The two businesses began arbitration proceedings late last month as Kraft tried to prevent Starbucks from ending an agreement to distribute and promote its packaged coffee in stores. The arbitration proceedings are continuing and are separate from the injunction being sought, according to Kraft.

Kraft said Monday that Starbucks was using an aggressive strategy that threatens its business.

"Starbucks is proceeding with flagrant indifference to the terms of the contract and customary business practices," Marc Firestone, Kraft's executive vice president of corporate and legal affairs and general counsel, said in a statement.

Starbucks said in early November that it wanted to end the agreement, which began in 1998. Sales at grocery stores and other retailers – which is tied directly to the Starbucks, Kraft agreement – are increasingly important to Starbucks, primarily because of its Via brand. The coffee company has said that it plans to have more products available in stores in the future, after first introducing them in its cafes.

Starbucks says Kraft Foods Inc. has not done what was mandated under the contract, failing to work closely with the company on marketing decisions and customer contacts. Starbucks said its decision to sever relations with the food maker whose brands include Nabisco, Oscar Mayer and Trident is consistent with the contract's terms.

The coffee company said Monday that it was "unfortunate that Kraft has chosen to attempt this delaying tactic, a course that will ultimately prove harmful to customers . we have both the capabilities and experience to make this a seamless transition for our customers. Kraft's self-serving and blatantly disruptive actions risk creating unnecessary confusion for our shared customers, and in turn their consumers."

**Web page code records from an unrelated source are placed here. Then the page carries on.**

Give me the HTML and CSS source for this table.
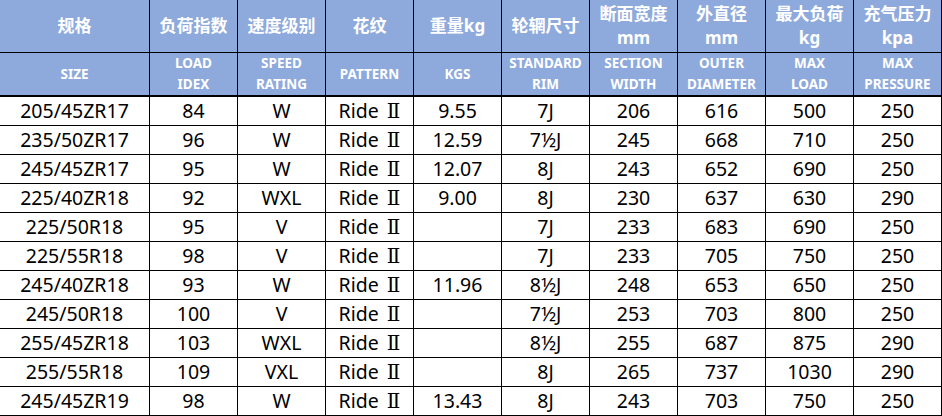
FILE: index.html
```html
<!DOCTYPE html>
<html lang="zh">
<head>
<meta charset="utf-8">
<title>轮胎规格表</title>
<link rel="stylesheet" href="styles.css">
</head>
<body>
<div class="sheet">
  <div class="c h1">规格</div>
  <div class="c h1">负荷指数</div>
  <div class="c h1">速度级别</div>
  <div class="c h1">花纹</div>
  <div class="c h1">重量kg</div>
  <div class="c h1">轮辋尺寸</div>
  <div class="c h1">断面宽度<br>mm</div>
  <div class="c h1">外直径<br>mm</div>
  <div class="c h1">最大负荷<br>kg</div>
  <div class="c h1">充气压力<br>kpa</div>

  <div class="c h2">SIZE</div>
  <div class="c h2">LOAD<br>IDEX</div>
  <div class="c h2">SPEED<br>RATING</div>
  <div class="c h2">PATTERN</div>
  <div class="c h2">KGS</div>
  <div class="c h2">STANDARD<br>RIM</div>
  <div class="c h2">SECTION<br>WIDTH</div>
  <div class="c h2">OUTER<br>DIAMETER</div>
  <div class="c h2">MAX<br>LOAD</div>
  <div class="c h2">MAX<br>PRESSURE</div>

  <div class="c">205/45ZR17</div><div class="c">84</div><div class="c">W</div><div class="c"><span>Ride <span class="rn">Ⅱ</span></span></div><div class="c">9.55</div><div class="c">7J</div><div class="c">206</div><div class="c">616</div><div class="c">500</div><div class="c">250</div>
  <div class="c">235/50ZR17</div><div class="c">96</div><div class="c">W</div><div class="c"><span>Ride <span class="rn">Ⅱ</span></span></div><div class="c">12.59</div><div class="c">7½J</div><div class="c">245</div><div class="c">668</div><div class="c">710</div><div class="c">250</div>
  <div class="c">245/45ZR17</div><div class="c">95</div><div class="c">W</div><div class="c"><span>Ride <span class="rn">Ⅱ</span></span></div><div class="c">12.07</div><div class="c">8J</div><div class="c">243</div><div class="c">652</div><div class="c">690</div><div class="c">250</div>
  <div class="c">225/40ZR18</div><div class="c">92</div><div class="c">WXL</div><div class="c"><span>Ride <span class="rn">Ⅱ</span></span></div><div class="c">9.00</div><div class="c">8J</div><div class="c">230</div><div class="c">637</div><div class="c">630</div><div class="c">290</div>
  <div class="c">225/50R18</div><div class="c">95</div><div class="c">V</div><div class="c"><span>Ride <span class="rn">Ⅱ</span></span></div><div class="c"></div><div class="c">7J</div><div class="c">233</div><div class="c">683</div><div class="c">690</div><div class="c">250</div>
  <div class="c">225/55R18</div><div class="c">98</div><div class="c">V</div><div class="c"><span>Ride <span class="rn">Ⅱ</span></span></div><div class="c"></div><div class="c">7J</div><div class="c">233</div><div class="c">705</div><div class="c">750</div><div class="c">250</div>
  <div class="c">245/40ZR18</div><div class="c">93</div><div class="c">W</div><div class="c"><span>Ride <span class="rn">Ⅱ</span></span></div><div class="c">11.96</div><div class="c">8½J</div><div class="c">248</div><div class="c">653</div><div class="c">650</div><div class="c">250</div>
  <div class="c">245/50R18</div><div class="c">100</div><div class="c">V</div><div class="c"><span>Ride <span class="rn">Ⅱ</span></span></div><div class="c"></div><div class="c">7½J</div><div class="c">253</div><div class="c">703</div><div class="c">800</div><div class="c">250</div>
  <div class="c">255/45ZR18</div><div class="c">103</div><div class="c">WXL</div><div class="c"><span>Ride <span class="rn">Ⅱ</span></span></div><div class="c"></div><div class="c">8½J</div><div class="c">255</div><div class="c">687</div><div class="c">875</div><div class="c">290</div>
  <div class="c">255/55R18</div><div class="c">109</div><div class="c">VXL</div><div class="c"><span>Ride <span class="rn">Ⅱ</span></span></div><div class="c"></div><div class="c">8J</div><div class="c">265</div><div class="c">737</div><div class="c">1030</div><div class="c">290</div>
  <div class="c">245/45ZR19</div><div class="c">98</div><div class="c">W</div><div class="c"><span>Ride <span class="rn">Ⅱ</span></span></div><div class="c">13.43</div><div class="c">8J</div><div class="c">243</div><div class="c">703</div><div class="c">750</div><div class="c">250</div>
</div>
</body>
</html>
```
FILE: styles.css
```css
html, body {
  margin: 0;
  padding: 0;
  background: #ffffff;
}
.sheet {
  display: grid;
  grid-template-columns: 150px repeat(9, 88px);
  grid-template-rows: 53px 44px repeat(11, 29px);
  width: 942px;
  font-family: "Noto Sans", "Noto Sans CJK SC", sans-serif;
  color: #000000;
}
.c {
  box-sizing: border-box;
  border-right: 1px solid #000;
  border-bottom: 1px solid #000;
  display: flex;
  align-items: center;
  justify-content: center;
  text-align: center;
  font-size: 19.5px;
  line-height: 24px;
  white-space: nowrap;
}
.rn {
  font-family: "DejaVu Serif", "DejaVu Sans", serif;
  font-size: 20px;
  margin-left: 3px;
}
.h1 {
  background: #8ea9db;
  color: #ffffff;
  font-weight: 700;
  font-size: 17px;
  line-height: 24px;
}
.h2 {
  background: #8ea9db;
  color: #ffffff;
  font-weight: 700;
  font-size: 13.5px;
  line-height: 21px;
  border-bottom-width: 2px;
}
```
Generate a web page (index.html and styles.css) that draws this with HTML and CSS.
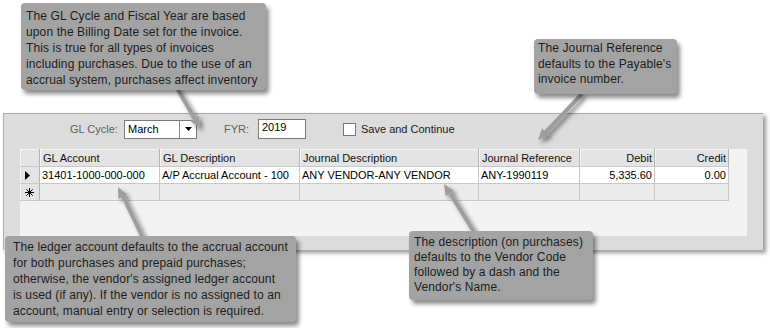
FILE: index.html
```html
<!DOCTYPE html>
<html lang="en">
<head>
  <meta charset="UTF-8" />
  <title>GL Distribution</title>
  <link rel="stylesheet" href="styles.css">
</head>
<body>

  <!-- Formulario de distribuicao -->
  <div class="form">
    <div class="toolbar">
      <span class="lbl lbl-cycle">GL Cycle:</span>
      <div class="combo">
        <span class="combo-text">March</span>
        <span class="combo-drop">
          <svg width="7" height="4" viewBox="0 0 7 4"><path d="M0 0 H7 L3.5 4 Z" fill="#000"/></svg>
        </span>
      </div>
      <span class="lbl lbl-fyr">FYR:</span>
      <div class="textbox">2019</div>
      <span class="check"><span class="check-box"></span>Save and Continue</span>
    </div>

    <div class="grid">
      <div class="rows">
        <div class="hcell corner"></div>
        <div class="hcell">GL Account</div>
        <div class="hcell">GL Description</div>
        <div class="hcell">Journal Description</div>
        <div class="hcell">Journal Reference</div>
        <div class="hcell num">Debit</div>
        <div class="hcell num">Credit</div>

        <div class="rhead">
          <svg width="6" height="9" viewBox="0 0 6 9"><path d="M0 0 L5 4.5 L0 9 Z" fill="#000"/></svg>
        </div>
        <div class="cell">31401-1000-000-000</div>
        <div class="cell">A/P Accrual Account - 100</div>
        <div class="cell">ANY VENDOR-ANY VENDOR</div>
        <div class="cell">ANY-1990119</div>
        <div class="cell num">5,335.60</div>
        <div class="cell num">0.00</div>

        <div class="rhead">
          <svg width="9" height="9" viewBox="0 0 9 9" stroke="#000" stroke-width="1">
            <path d="M4.5 0 V9 M0 4.5 H9 M1.3 1.3 L7.7 7.7 M7.7 1.3 L1.3 7.7"/>
          </svg>
        </div>
        <div class="cell new"></div>
        <div class="cell new"></div>
        <div class="cell new"></div>
        <div class="cell new"></div>
        <div class="cell new"></div>
        <div class="cell new"></div>
      </div>
    </div>
  </div>

  <!-- Setas das notas -->
  <svg class="arrows" width="770" height="328" viewBox="0 0 770 328">
    <defs>
      <filter id="sombra" x="-50%" y="-50%" width="200%" height="200%">
        <feDropShadow dx="3" dy="3" stdDeviation="2" flood-color="#000" flood-opacity="0.45"/>
      </filter>
    </defs>
    <g filter="url(#sombra)" fill="#9d9d9d" stroke="#9d9d9d" stroke-width="4">
      <line x1="177" y1="88" x2="195" y2="119"/>
      <polygon stroke="none" points="200,128 190.2,121 198.9,116"/>

      <line x1="582" y1="94" x2="545" y2="133"/>
      <polygon stroke="none" points="538,140 542,128.6 549.2,135.5"/>

      <line x1="142" y1="236" x2="123" y2="196"/>
      <polygon stroke="none" points="118,187 127.3,194.7 118.4,199.1"/>

      <line x1="474" y1="232" x2="450" y2="193"/>
      <polygon stroke="none" points="444,184 454.1,190.7 445.6,196"/>
    </g>
  </svg>

  <!-- Notas -->
  <div class="callout c1">The GL Cycle and Fiscal Year are based<br>upon the Billing Date set for the invoice.<br>This is true for all types of invoices<br>including purchases. Due to the use of an<br>accrual system, purchases affect inventory</div>
  <div class="callout c2">The Journal Reference<br>defaults to the Payable's<br>invoice number.</div>
  <div class="callout c3">The ledger account defaults to the accrual account<br>for both purchases and prepaid purchases;<br>otherwise, the vendor's assigned ledger account<br>is used (if any). If the vendor is no assigned to an<br>account, manual entry or selection is required.</div>
  <div class="callout c4">The description (on purchases)<br>defaults to the Vendor Code<br>followed by a dash and the<br>Vendor's Name.</div>

</body>
</html>
```

FILE: styles.css
```css
html, body {
  margin: 0;
  background: #fff;
  font-family: 'Liberation Sans', Arial, sans-serif;
  color: #000;
}

body {
  padding: 113px 0 0 3px;
  width: 767px;
  height: 215px;
  overflow: hidden;
}

/* Painel cinza do formulario */
.form {
  width: 759px;
  height: 136px;
  background: #dcdcdc;
  border-top: 1px solid #a8a8a8;
  border-left: 1px solid #b0b0b0;
  box-shadow: 3px 3px 4px rgba(0, 0, 0, 0.4);
}

.toolbar {
  display: flex;
  align-items: center;
  height: 20px;
  margin-top: 5px;
  padding-left: 66px;
  font-size: 11px;
}

.lbl {
  color: #606060;
}

.lbl-cycle { width: 54px; }
.lbl-fyr { width: 34px; margin-left: 27px; }

.combo {
  display: flex;
  width: 73px;
  height: 19px;
  box-sizing: border-box;
  border: 1px solid #7a7a7a;
  background: #fff;
}

.combo-text {
  flex: 1;
  padding-left: 3px;
  line-height: 17px;
}

.combo-drop {
  width: 16px;
  border-left: 1px solid #8a8a8a;
  display: flex;
  align-items: center;
  justify-content: center;
}

.textbox {
  width: 48px;
  height: 20px;
  box-sizing: border-box;
  border: 1px solid #7a7a7a;
  background: #fff;
  padding-left: 3px;
  line-height: 15px;
}

.check {
  display: flex;
  align-items: center;
  margin-left: 37px;
  color: #1a1a1a;
}

.check-box {
  width: 13px;
  height: 13px;
  box-sizing: border-box;
  border: 1px solid #777;
  background: #fff;
  margin-right: 5px;
}

/* Grade de lancamentos */
.grid {
  margin: 10px 0 0 16px;
  width: 727px;
  height: 87px;
  background: #f3f3f3;
}

.rows {
  display: grid;
  grid-template-columns: 20px 120px 140px 179px 101px 75px 74px;
  grid-template-rows: 18px 17px 17px;
  width: 709px;
  font-size: 11px;
}

.hcell, .rhead, .cell {
  box-sizing: border-box;
  border-right: 1px solid #c8c8c8;
  border-bottom: 1px solid #c8c8c8;
  padding: 0 3px;
  white-space: nowrap;
  overflow: hidden;
}

.hcell {
  background: #e3e3e3;
  line-height: 18px;
  color: #111;
  border-right-color: #b4b4b4;
  box-shadow: inset 1px 1px 0 #f4f4f4;
}

.rhead {
  background: #e3e3e3;
  display: flex;
  align-items: center;
  padding-left: 5px;
  border-right-color: #b4b4b4;
  box-shadow: inset 1px 0 0 #f4f4f4;
}

.cell {
  background: #fff;
  line-height: 16px;
  padding-left: 2px;
}

.cell.new {
  background: #ebebeb;
}

.num {
  text-align: right;
  padding-right: 2px;
}

/* Setas e notas explicativas */
.arrows {
  position: absolute;
  left: 0;
  top: 0;
  pointer-events: none;
}

.callout {
  position: absolute;
  box-sizing: border-box;
  background: #a3a3a3;
  color: #1c1c1c;
  font-size: 12px;
  line-height: 16px;
  letter-spacing: 0.12px;
  white-space: nowrap;
  border-radius: 4px;
  box-shadow: 3px 4px 4px rgba(0, 0, 0, 0.45);
  padding: 5px 4px 0 5px;
}

.c1 { left: 21px; top: 3px; width: 245px; height: 87px; }
.c2 { left: 534px; top: 39px; width: 143px; height: 55px; line-height: 15.5px; padding-top: 2px; padding-left: 4px; }
.c3 { left: 5px; top: 236px; width: 291px; height: 86px; padding-top: 3px; padding-left: 8px; }
.c4 { left: 409px; top: 231px; width: 184px; height: 69px; line-height: 15px; padding-top: 4px; }
```
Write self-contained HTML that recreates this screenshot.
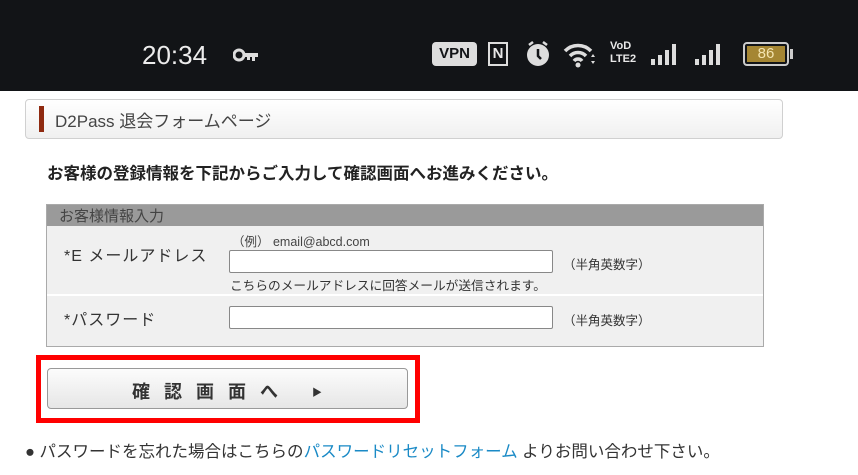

Starbucks wants to take back the business on March 1. Kraft, however, says that if Starbucks goes ahead with those plans, it needs more transition time and that the company should be compensated for the fair market value of the business, plus a premium of up to 35 percent.

Kraft, which is based in Northfield, Ill., says it has grown Starbucks' packaged coffee business from $50 million to $500 million in revenue.

The contract between the two companies automatically renews for successive 10-year terms and has no end date.